YOUR INSTRUCTIONS:
Retype, exactly as they stand, the lines from the start of the data to the line that contains "import React from", both ends included. Leave the pictures out.

DATASET SECTION:
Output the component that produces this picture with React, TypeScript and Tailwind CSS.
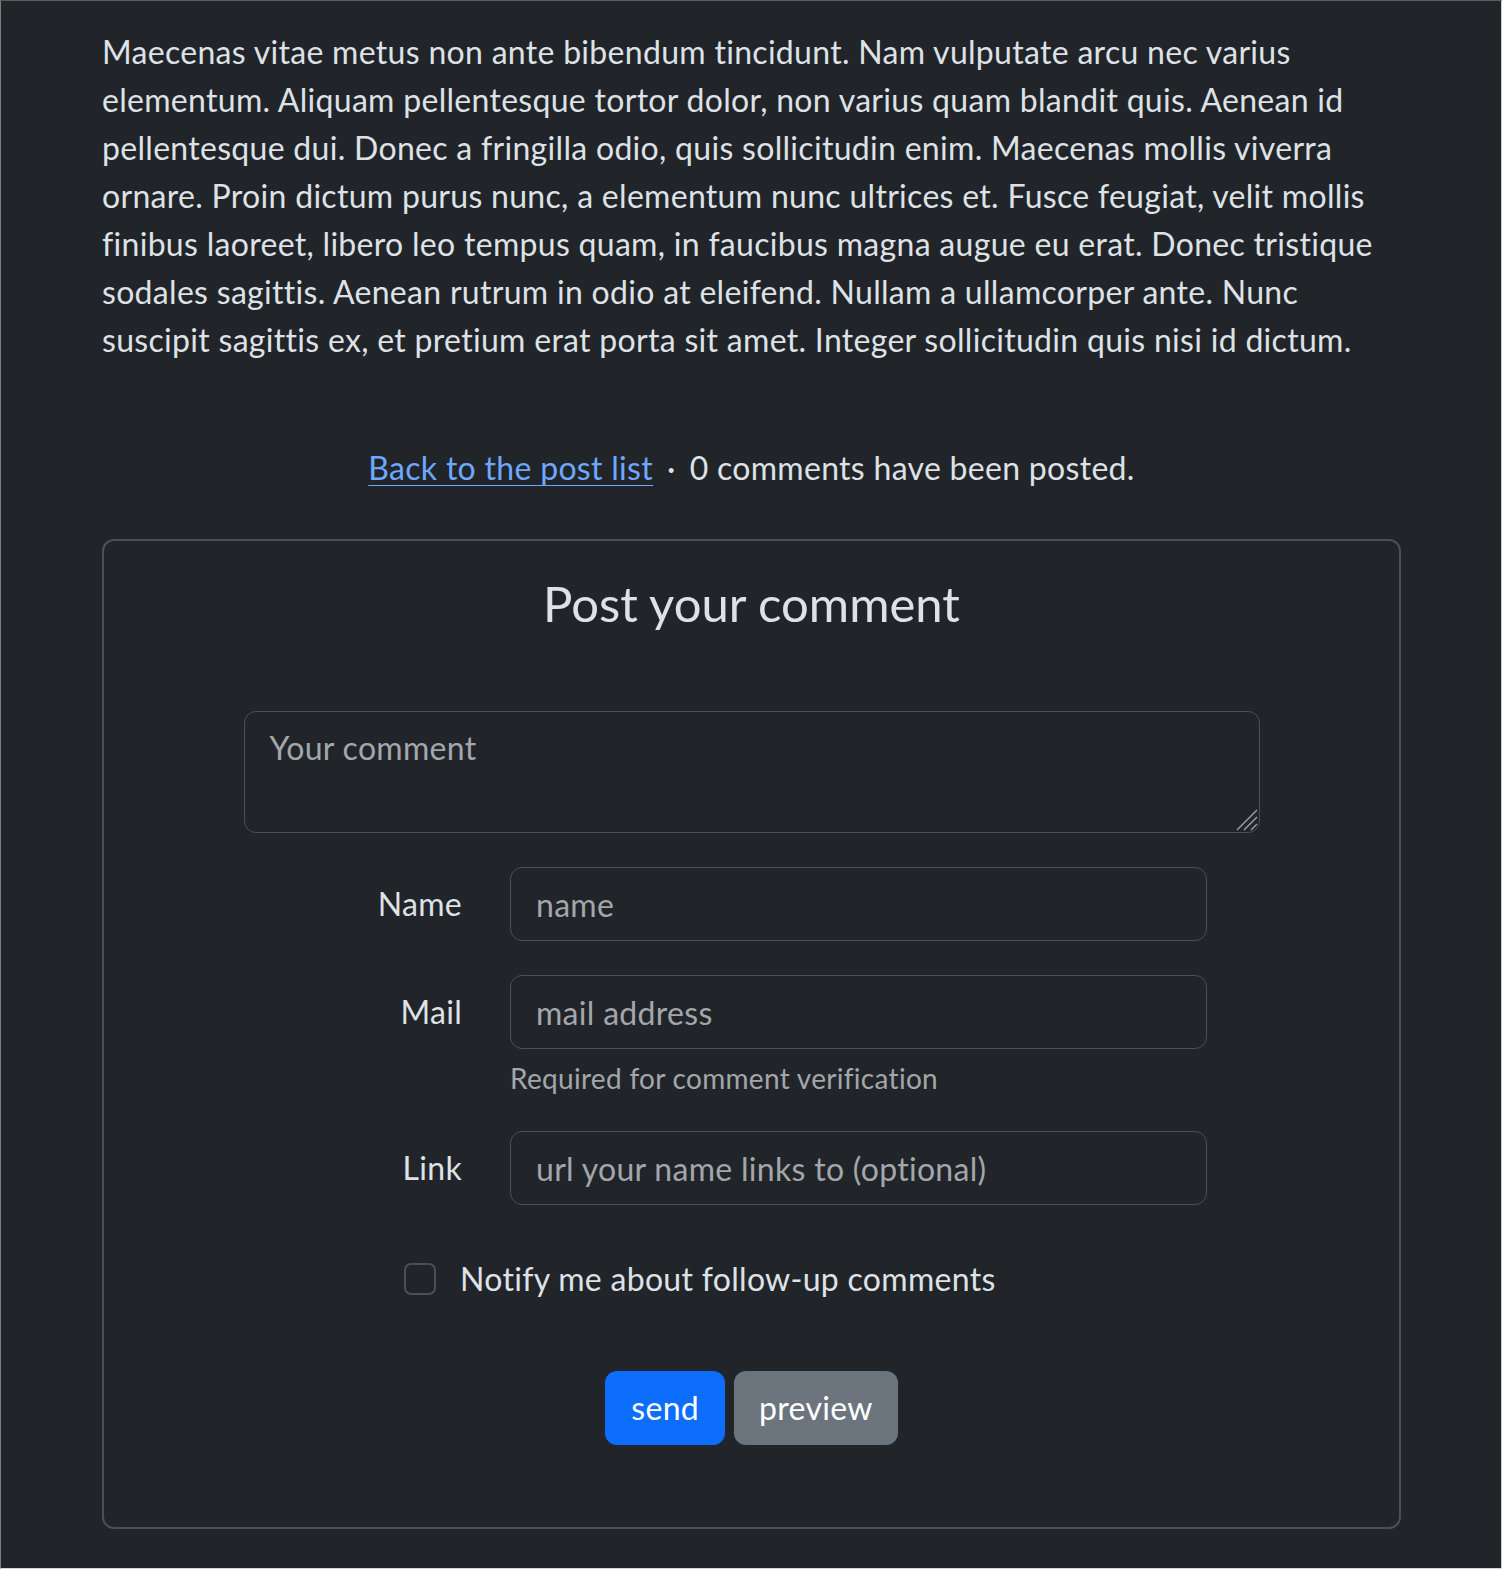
import React from "react";

const lines = [
  "Maecenas vitae metus non ante bibendum tincidunt. Nam vulputate arcu nec varius",
  "elementum. Aliquam pellentesque tortor dolor, non varius quam blandit quis. Aenean id",
  "pellentesque dui. Donec a fringilla odio, quis sollicitudin enim. Maecenas mollis viverra",
  "ornare. Proin dictum purus nunc, a elementum nunc ultrices et. Fusce feugiat, velit mollis",
  "finibus laoreet, libero leo tempus quam, in faucibus magna augue eu erat. Donec tristique",
  "sodales sagittis. Aenean rutrum in odio at eleifend. Nullam a ullamcorper ante. Nunc",
  "suscipit sagittis ex, et pretium erat porta sit amet. Integer sollicitudin quis nisi id dictum.",
];

function Field({ label, placeholder, help }: { label: string; placeholder: string; help?: string }) {
  return (
    <div className="flex items-start gap-[48px]">
      <label className="w-[218px] shrink-0 text-right leading-[48px] pt-[13px]">{label}</label>
      <div className="w-[697px]">
        <input
          type="text"
          placeholder={placeholder}
          className="w-full h-[74px] rounded-[12px] border border-[#495057] bg-[#212529] px-[25px] text-[32px] tracking-[0.3px] text-[#dee2e6] placeholder:text-[#a3a7ab] outline-none"
        />
        {help && <div className="mt-[8px] text-[28px] leading-[42px] text-[#a3a7ab]">{help}</div>}
      </div>
    </div>
  );
}

export default function App() {
  return (
    <div
      className="h-[1569px] bg-[#212529] text-[#dee2e6] text-[32px] leading-[48px] tracking-[0.3px] border-t border-l border-t-[#5c5c5c] border-l-[#7d7d7d] border-r border-b border-r-[#cfcfcf] border-b-[#d6d6d6] [color-scheme:dark]"
      style={{ fontFamily: "Lato, 'Noto Sans', sans-serif" }}
    >
      <div className="pl-[101px] pr-[100px] pt-[27px]">
        <p className="whitespace-nowrap">
          {lines.map((l, i) => (
            <React.Fragment key={i}>
              {l}
              {i < lines.length - 1 && <br />}
            </React.Fragment>
          ))}
        </p>

        <div className="mt-[80px] text-center">
          <a href="#" className="text-[#6ea8fe] underline underline-offset-[5px] decoration-1">
            Back to the post list
          </a>
          <span className="mx-[14px]">·</span>
          <span>0 comments have been posted.</span>
        </div>

        <div className="mt-[47px] h-[990px] rounded-[12px] border-2 border-[#495057]">
          <h3 className="pt-[29px] text-center text-[49px] leading-[67px] tracking-normal">Post your comment</h3>

          <div className="mt-[74px] flex flex-col items-center">
            <div className="relative">
              <textarea
                placeholder="Your comment"
                className="block w-[1016px] h-[122px] rounded-[12px] border border-[#495057] bg-[#212529] px-[25px] py-[12px] text-[32px] leading-[48px] tracking-[0.3px] text-[#dee2e6] placeholder:text-[#a3a7ab] outline-none resize-none"
              />
              <svg
                className="pointer-events-none absolute right-[2px] bottom-[2px]"
                width="24"
                height="24"
                viewBox="0 0 24 24"
              >
                <g stroke="#9aa0a6" strokeWidth="1.5">
                  <line x1="23" y1="3" x2="3" y2="23" />
                  <line x1="23" y1="10" x2="10" y2="23" />
                  <line x1="23" y1="17" x2="17" y2="23" />
                </g>
              </svg>
            </div>
          </div>

          <div className="mt-[34px] ml-[140px] flex flex-col gap-[34px]">
            <Field label="Name" placeholder="name" />
            <Field label="Mail" placeholder="mail address" help="Required for comment verification" />
          </div>
          <div className="mt-[32px] ml-[140px]">
            <Field label="Link" placeholder="url your name links to (optional)" />
          </div>

          <div className="mt-[50px] ml-[300px] flex items-center gap-[24px]">
            <span className="block w-[32px] h-[32px] rounded-[7px] border-2 border-[#495057] bg-[#212529]" />
            <span>Notify me about follow-up comments</span>
          </div>

          <div className="mt-[68px] flex justify-center gap-[9px]">
            <button className="h-[74px] rounded-[12px] bg-[#0d6efd] px-[26px] text-white">send</button>
            <button className="h-[74px] rounded-[12px] bg-[#6c757d] px-[25px] text-white">preview</button>
          </div>
        </div>
      </div>
    </div>
  );
}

FULL ANSWER:
Output the component that produces this picture with React, TypeScript and Tailwind CSS.
import React from "react";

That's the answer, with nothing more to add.